US President Donald Trump and North Korean leader Kim Jong Un are meeting today for their second summit, betting their personal relationship can break a stalemate over the North's nuclear weapons and end more than 70 years of hostility.
Despite little progress toward his stated goal of ridding North Korea of its nuclear weapons since first meeting Kim in Singapore last year, Trump has said he is fully committed to his personal diplomacy with Kim.
Trump said late last year he and Kim "fell in love", and on the eve of his departure for the second summit said they had developed "a very, very good relationship".
Whether the bonhomie can move them beyond summit pageantry to substantive progress on eliminating Pyongyang's nuclear arsenal that threatens the United States is the question that will dominate their talks in the Vietnamese capital of Hanoi.
"Vietnam is thriving like few places on earth. North Korea would be the same, and very quickly, if it would denuclearise," Trump said on Twitter.
"The potential is AWESOME, a great opportunity, like almost none other in history, for my friend Kim Jong Un. We will know fairly soon - Very Interesting!"
Trump and Kim will meet at the Metropole Hotel at 6.30pm (7.30pm in Malaysia) for a 20-minute, one-on-one chat followed by a dinner with aides, the White House said.
The elegant interior of the 118-year-old Metropole thronged with security and diplomatic personnel from both sides - some snapping pictures - as hotel staff made final preparations.
Tomorrow, the two leaders will hold "a series of back and forth" meetings, the White House said. The venue for those meetings has not been announced.
In Singapore, they pledged to work toward denuclearisation and permanent peace on the Korean peninsula.
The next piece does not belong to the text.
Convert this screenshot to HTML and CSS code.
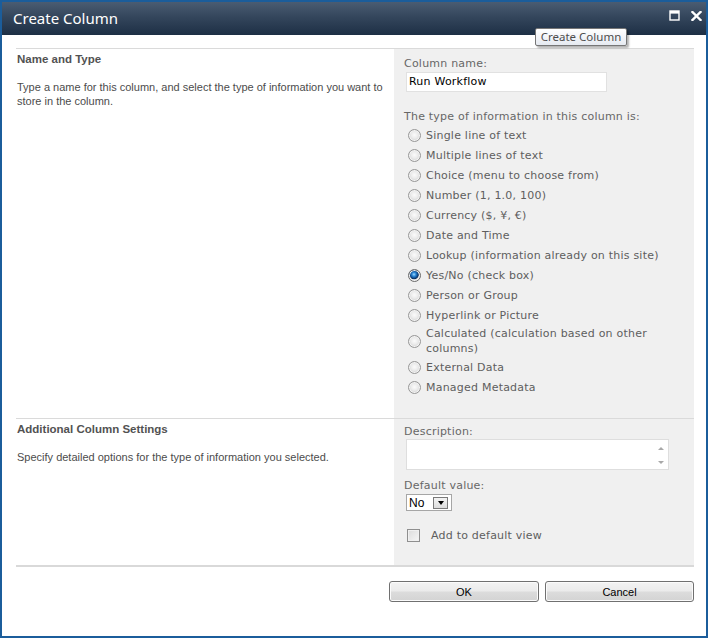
FILE: index.html
```html
<!DOCTYPE html>
<html lang="en">
<head>
<meta charset="utf-8">
<title>Create Column</title>
<link rel="stylesheet" href="styles.css">
</head>
<body>
<div class="window">
  <div class="titlebar">
    <span class="title">Create Column</span>
    <div class="controls">
      <svg class="ctl" width="11" height="11" viewBox="0 0 11 11"><rect x="1" y="1" width="9" height="9" fill="none" stroke="#fff" stroke-width="1.4"/><rect x="1" y="1" width="9" height="2.6" fill="#fff"/></svg>
      <svg class="ctl" width="11" height="10" viewBox="0 0 11 10"><path d="M1.5 1 L9.5 9 M9.5 1 L1.5 9" stroke="#fff" stroke-width="2.4" stroke-linecap="square"/></svg>
    </div>
  </div>
  <div class="body">
    <div class="section">
      <div class="desc">
        <h3 class="heading">Name and Type</h3>
        <p class="text">Type a name for this column, and select the type of information you want to store in the column.</p>
      </div>
      <div class="fields fields-1">
        <div class="label">Column name:</div>
        <div class="input">Run Workflow</div>
        <div class="label type-label">The type of information in this column is:</div>
        <ul class="options">
          <li class="option"><span class="radio"></span><span>Single line of text</span></li>
          <li class="option"><span class="radio"></span><span>Multiple lines of text</span></li>
          <li class="option"><span class="radio"></span><span>Choice (menu to choose from)</span></li>
          <li class="option"><span class="radio"></span><span>Number (1, 1.0, 100)</span></li>
          <li class="option"><span class="radio"></span><span>Currency ($, ¥, €)</span></li>
          <li class="option"><span class="radio"></span><span>Date and Time</span></li>
          <li class="option"><span class="radio"></span><span>Lookup (information already on this site)</span></li>
          <li class="option"><span class="radio checked"></span><span>Yes/No (check box)</span></li>
          <li class="option"><span class="radio"></span><span>Person or Group</span></li>
          <li class="option"><span class="radio"></span><span>Hyperlink or Picture</span></li>
          <li class="option option-wrap"><span class="radio"></span><span>Calculated (calculation based on other columns)</span></li>
          <li class="option"><span class="radio"></span><span>External Data</span></li>
          <li class="option"><span class="radio"></span><span>Managed Metadata</span></li>
        </ul>
      </div>
    </div>
    <div class="section">
      <div class="desc">
        <h3 class="heading">Additional Column Settings</h3>
        <p class="text">Specify detailed options for the type of information you selected.</p>
      </div>
      <div class="fields fields-2">
        <div class="label">Description:</div>
        <div class="textarea">
          <div class="scroll">
            <span class="arrow up"></span>
            <span class="arrow down"></span>
          </div>
        </div>
        <div class="label default-label">Default value:</div>
        <div class="select"><span class="select-value">No</span><span class="drop"><span class="tri"></span></span></div>
        <div class="check-row"><span class="checkbox"></span><span>Add to default view</span></div>
      </div>
    </div>
    <div class="footer">
      <button class="btn btn-ok">OK</button>
      <button class="btn btn-cancel">Cancel</button>
    </div>
  </div>
  <div class="tooltip">Create Column</div>
</div>
</body>
</html>
```

FILE: styles.css
```css
* { box-sizing: border-box; }
html, body { margin: 0; padding: 0; background: #fff; }
body { font-family: "DejaVu Sans", Verdana, sans-serif; }

.window {
  position: relative;
  width: 708px;
  height: 638px;
  border: 2px solid #1b5d9b;
  background: #fff;
  display: flex;
  flex-direction: column;
}

.titlebar {
  height: 33px;
  flex: none;
  background: linear-gradient(#4a5c72, #34465c 45%, #1d2f45);
  display: flex;
  align-items: center;
  justify-content: space-between;
  padding: 0 4px 0 11px;
}
.title {
  color: #fff;
  font-family: "Noto Sans", "Open Sans", sans-serif;
  font-size: 15px;
  line-height: 20px;
  padding-bottom: 1px;
}
.controls {
  display: flex;
  gap: 11px;
  align-items: center;
  align-self: flex-start;
  padding-top: 8px;
}
.ctl { display: block; }

.body {
  flex: 1;
  padding: 13px 12px 0 14px;
}

.section {
  display: grid;
  grid-template-columns: 378px 300px;
  border-top: 1px solid #dadada;
}

.desc {
  padding: 3px 0 0 1px;
  font-family: "Liberation Sans", Tahoma, sans-serif;
}
.heading {
  margin: 0;
  font-size: 11.5px;
  line-height: 14px;
  font-weight: bold;
  color: #525252;
}
.text {
  margin: 14px 0 0;
  font-size: 11px;
  line-height: 14px;
  color: #4c4c4c;
}

.fields {
  background: #f0f0f0;
  padding: 6px 10px 21px 10px;
  font-size: 11px;
  letter-spacing: 0.22px;
  color: #676767;
}
.fields-1 { padding: 8px 10px 21px 10px; }
.label { line-height: 14px; }
.input {
  margin: 1px 0 0 2px;
  width: 201px;
  height: 20px;
  border: 1px solid #e1e1e1;
  background: #fff;
  color: #000;
  line-height: 18px;
  padding-left: 2px;
}
.type-label { margin-top: 18px; }

.options {
  list-style: none;
  margin: 1px 0 0;
  padding: 0;
}
.option {
  display: flex;
  align-items: center;
  gap: 5px;
  height: 20px;
  padding-left: 4px;
  color: #5e5e5e;
  line-height: 15px;
}
.option-wrap {
  height: 32px;
}
.radio {
  flex: none;
  width: 13px;
  height: 13px;
  border-radius: 50%;
  border: 1px solid #979797;
  background: radial-gradient(circle at 50% 45%, #fbfbfb 0, #ececec 40%, #d2d2d2 75%, #c4c4c4 100%);
  box-shadow: inset 0 0 0 1px #f4f4f4;
}
.radio.checked {
  border-color: #6a6a6a;
  background: radial-gradient(circle at 45% 40%, #9fdcff 0, #2a86d6 22%, #0d4888 42%, #0a2f5e 50%, #d8d8d8 58%, #f2f2f2 75%, #cfcfcf 100%);
}

.textarea {
  margin-left: 2px;
  width: 263px;
  height: 31px;
  border: 1px solid #dedede;
  background: #fff;
  display: flex;
  justify-content: flex-end;
}
.scroll {
  width: 14px;
  display: flex;
  flex-direction: column;
  justify-content: space-between;
  align-items: center;
  padding: 7px 0 5px;
}
.arrow {
  width: 0;
  height: 0;
  border-left: 3px solid transparent;
  border-right: 3px solid transparent;
}
.arrow.up { border-bottom: 3px solid #a8a8a8; }
.arrow.down { border-top: 3px solid #a8a8a8; }

.default-label { margin-top: 9px; }
.select {
  margin: 1px 0 0 2px;
  width: 46px;
  height: 17px;
  border: 1px solid #a6a6a6;
  background: #fff;
  display: flex;
  align-items: center;
  justify-content: space-between;
  padding: 0 3px 0 2px;
  letter-spacing: 0;
}
.select-value {
  font-family: "Liberation Sans", Arial, sans-serif;
  font-size: 12px;
  color: #000;
  line-height: 14px;
}
.drop {
  width: 15px;
  height: 12px;
  border: 1px solid #7a7a7a;
  background: linear-gradient(#f4f4f4, #dcdcdc);
  display: flex;
  align-items: center;
  justify-content: center;
}
.tri {
  width: 0;
  height: 0;
  border-left: 3.5px solid transparent;
  border-right: 3.5px solid transparent;
  border-top: 4px solid #000;
}

.check-row {
  margin-top: 15px;
  height: 18px;
  display: flex;
  align-items: center;
  gap: 11px;
  padding-left: 3px;
  color: #5e5e5e;
}
.checkbox {
  width: 13px;
  height: 13px;
  border: 1px solid #8f8f8f;
  background: linear-gradient(135deg, #dcdcdc, #f6f6f6);
  box-shadow: inset 0 0 0 1px #f0f0f0;
}

.footer {
  border-top: 2px solid #d9d9d9;
  padding-top: 14px;
  display: flex;
  justify-content: flex-end;
  gap: 6px;
}
.btn {
  height: 21px;
  border: 1px solid #707070;
  border-radius: 3px;
  background: linear-gradient(#f3f3f3 0, #ebebeb 48%, #dcdcdc 52%, #d3d3d3 100%);
  font-family: "Liberation Sans", Arial, sans-serif;
  font-size: 11px;
  color: #000;
  padding: 0;
  box-shadow: inset 0 0 0 1px #fbfbfb;
}
.btn-ok { width: 150px; }
.btn-cancel { width: 149px; }

.tooltip {
  position: absolute;
  left: 533px;
  top: 26px;
  width: 92px;
  height: 18px;
  border: 1px solid #767676;
  border-radius: 2px;
  background: linear-gradient(#ffffff, #e6eaf1);
  box-shadow: 2px 2px 2px rgba(0,0,0,0.3);
  font-family: "Noto Sans", "Open Sans", sans-serif;
  font-size: 11.5px;
  line-height: 15px;
  color: #4d4d4d;
  text-align: center;
}
```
North and South Korea have been technically still at war since their 1950-53 conflict, with the Americans backing the South, ended in a truce, not a treaty.
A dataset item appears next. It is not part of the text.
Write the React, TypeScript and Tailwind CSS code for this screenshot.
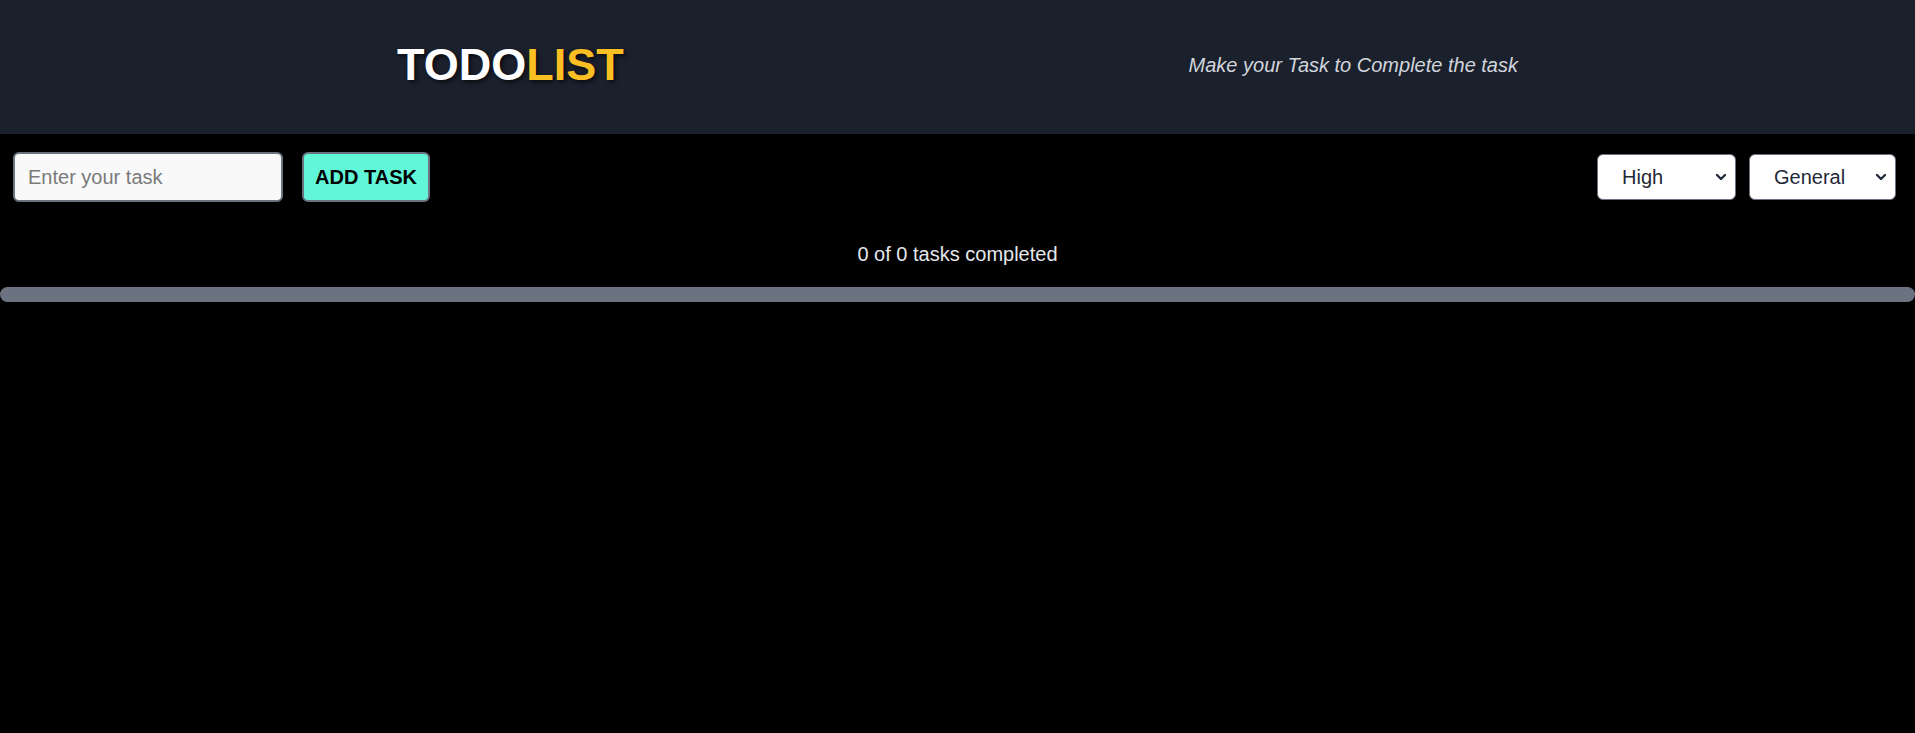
import { ChevronDown } from "lucide-react";

export default function App() {
	return (
		<div className="min-h-screen bg-black font-['Liberation_Sans',Arial,sans-serif]">
			{/* Header */}
			<header className="flex h-[134px] items-center justify-between bg-[#1b202d] px-[397px] pb-[5px]">
				<h1 className="text-[45px] font-bold leading-none tracking-normal [text-shadow:2px_2px_4px_rgba(0,0,0,0.7)]">
					<span className="text-white">TODO</span>
					<span className="text-[#fbbf24]">LIST</span>
				</h1>
				<p className="text-[20px] italic text-[#d1d5db]">Make your Task to Complete the task</p>
			</header>

			{/* Controls */}
			<div className="mt-[18px] flex items-center justify-between pl-[13px] pr-[19px]">
				<div className="flex items-center gap-[19px]">
					<input
						type="text"
						placeholder="Enter your task"
						className="h-[50px] w-[270px] rounded-md border-2 border-[#6b7280] bg-[#f9f9f9] px-[13px] text-[20px] text-black placeholder:text-[#7a7a7a] outline-none"
					/>
					<button className="h-[50px] w-[128px] rounded-md border-2 border-[#6b7280] bg-[#62f6d9] text-[20px] font-bold text-black">
						ADD TASK
					</button>
				</div>
				<div className="flex items-center gap-[13px]">
					{[
						{ label: "High", w: "w-[139px]" },
						{ label: "General", w: "w-[147px]" },
					].map((s) => (
						<div key={s.label} className={`relative ${s.w}`}>
							<select className="h-[46px] w-full appearance-none rounded-md border border-[#6b7280] bg-white pl-[24px] text-[20px] text-[#1f2937] outline-none">
								<option>{s.label}</option>
							</select>
							<ChevronDown className="pointer-events-none absolute right-[7px] top-1/2 h-[16px] w-[16px] -translate-y-1/2 text-[#1f2937]" strokeWidth={3.5} />
						</div>
					))}
				</div>
			</div>

			{/* Progress */}
			<p className="mt-[37px] text-center text-[20px] text-[#e5e7eb]">0 of 0 tasks completed</p>
			<div className="mt-[18px] h-[15px] w-full rounded-full bg-[#6b7280]" />
		</div>
	);
}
The Singapore meeting - the first between a sitting US president and a North Korean leader - ended with great fanfare but little substance over how to dismantle North Korea's nuclear weapons and ballistic missiles.
Both sides are likely to feel pressure to agree on specific measures this time - what concrete steps North Korea will take to give up the weapons, and what the United States will offer in return.
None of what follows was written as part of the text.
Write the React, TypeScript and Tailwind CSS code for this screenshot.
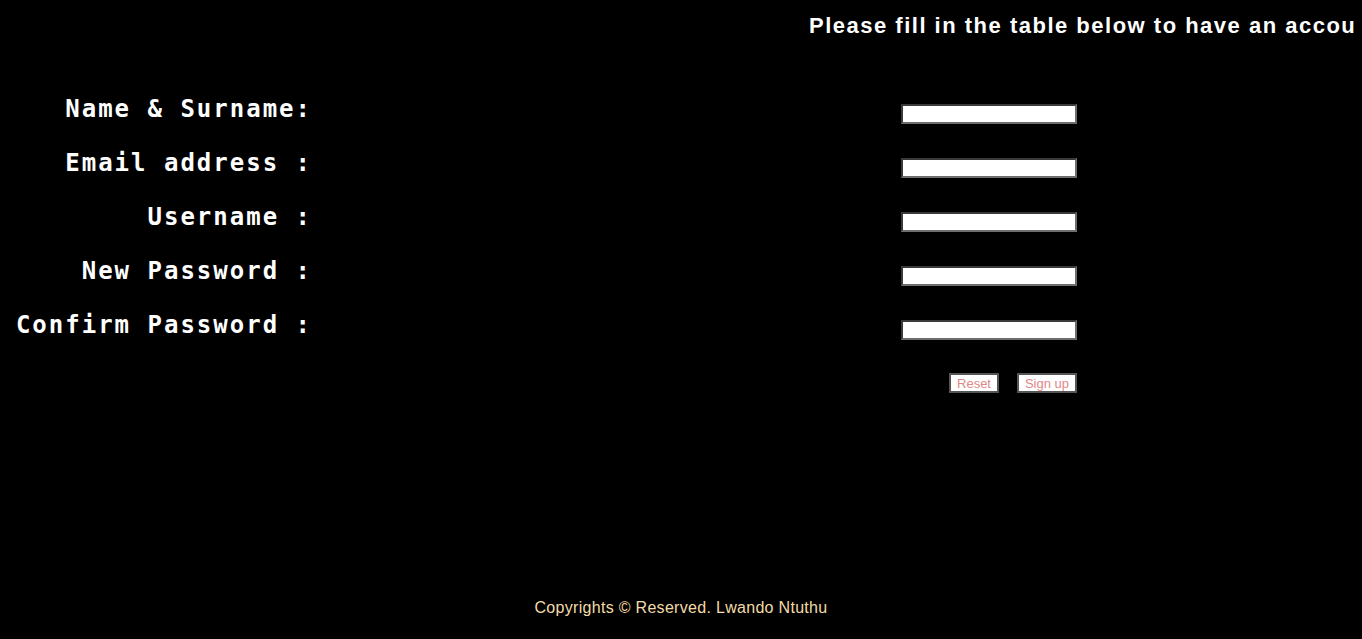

While the United States is demanding that North Korea gives up all of its nuclear and missile programmes, the North wants to see the removal of a US nuclear umbrella for South Korea.
US intelligence officials have said there is no sign North Korea will ever give up its entire arsenal of cherished nuclear weapons, which it sees as its guarantee of national security, while analysts say it won't commit to significant disarmament, unless punishing US-led economic sanctions are eased.
Trump has held out the prospect of easing them if North Korea does something "meaningful".
Any deal will face scrutiny from American lawmakers and other sceptics who doubt North Korea is really willing to give up the weapons, and who worry a compromise could squander US leverage and undermine regional interests.
Trump scoffs at the doubters, citing a freeze in North Korea's nuclear and missile tests since 2017, and saying the United States would have gone to war with North Korea if he had not been president.
"The Democrats should stop talking about what I should do with North Korea and ask themselves instead why they didn’t do 'it' during eight years of the Obama Administration?" he said on Twitter.
Whatever the outcome, the summit should boost Kim's bid to end his country's pariah status and cement his place, both on the world stage and at home.
As the young, third-generation leader of one of the world's most impoverished and isolated nations, living under punishing sanctions, Kim will again stand as an equal to the president of the world's most powerful country.
For Trump, a deal that eases the North Korean threat could hand him a big foreign-policy achievement in the midst of domestic troubles.
While Trump is in Hanoi, his former personal lawyer Michael Cohen (photo) is testifying before US congressional committees, with the president's business practices the main focus.
Anticipation has also been rising about the impending release of Special Counsel Robert Mueller's report on Russian interference in the 2016 US election, though a senior US Justice Department official said last Friday that it would not come out this week.
In the run-up to the summit, Trump has indicated a more flexible stance, saying he is in no rush to secure North Korea's denuclearisation.
The two sides have discussed specific and verifiable denuclearisation measures, such as allowing inspectors to observe the dismantlement of North Korea's Yongbyon nuclear reactor, US and South Korean officials say.
US concessions could include opening liaison offices, declaring an end to the technical state of the Korean War or clearing the way for some inter-Korean projects.
Vietnam, relishing its role as mediator, could serve as a model for North Korea as it seeks a path out of isolation.
Vietnam normalised ties with old battlefield foe the United States in 1995 after decades of Cold War mistrust, and its "doi moi" reforms have transformed its economy.
Trump met Vietnamese President Nguyen Phu Trong at the grand, colonial-era presidential palace, and said both he and Kim felt good about holding their summit in Vietnam. Trump also said the United States and Vietnam would be signing trade, including one involving Boeing.
Vietnamese carrier Bamboo Airways is due to sign a deal with Boeing to purchase 10 planes on the sidelines of the summit, an airline executive said on Sunday.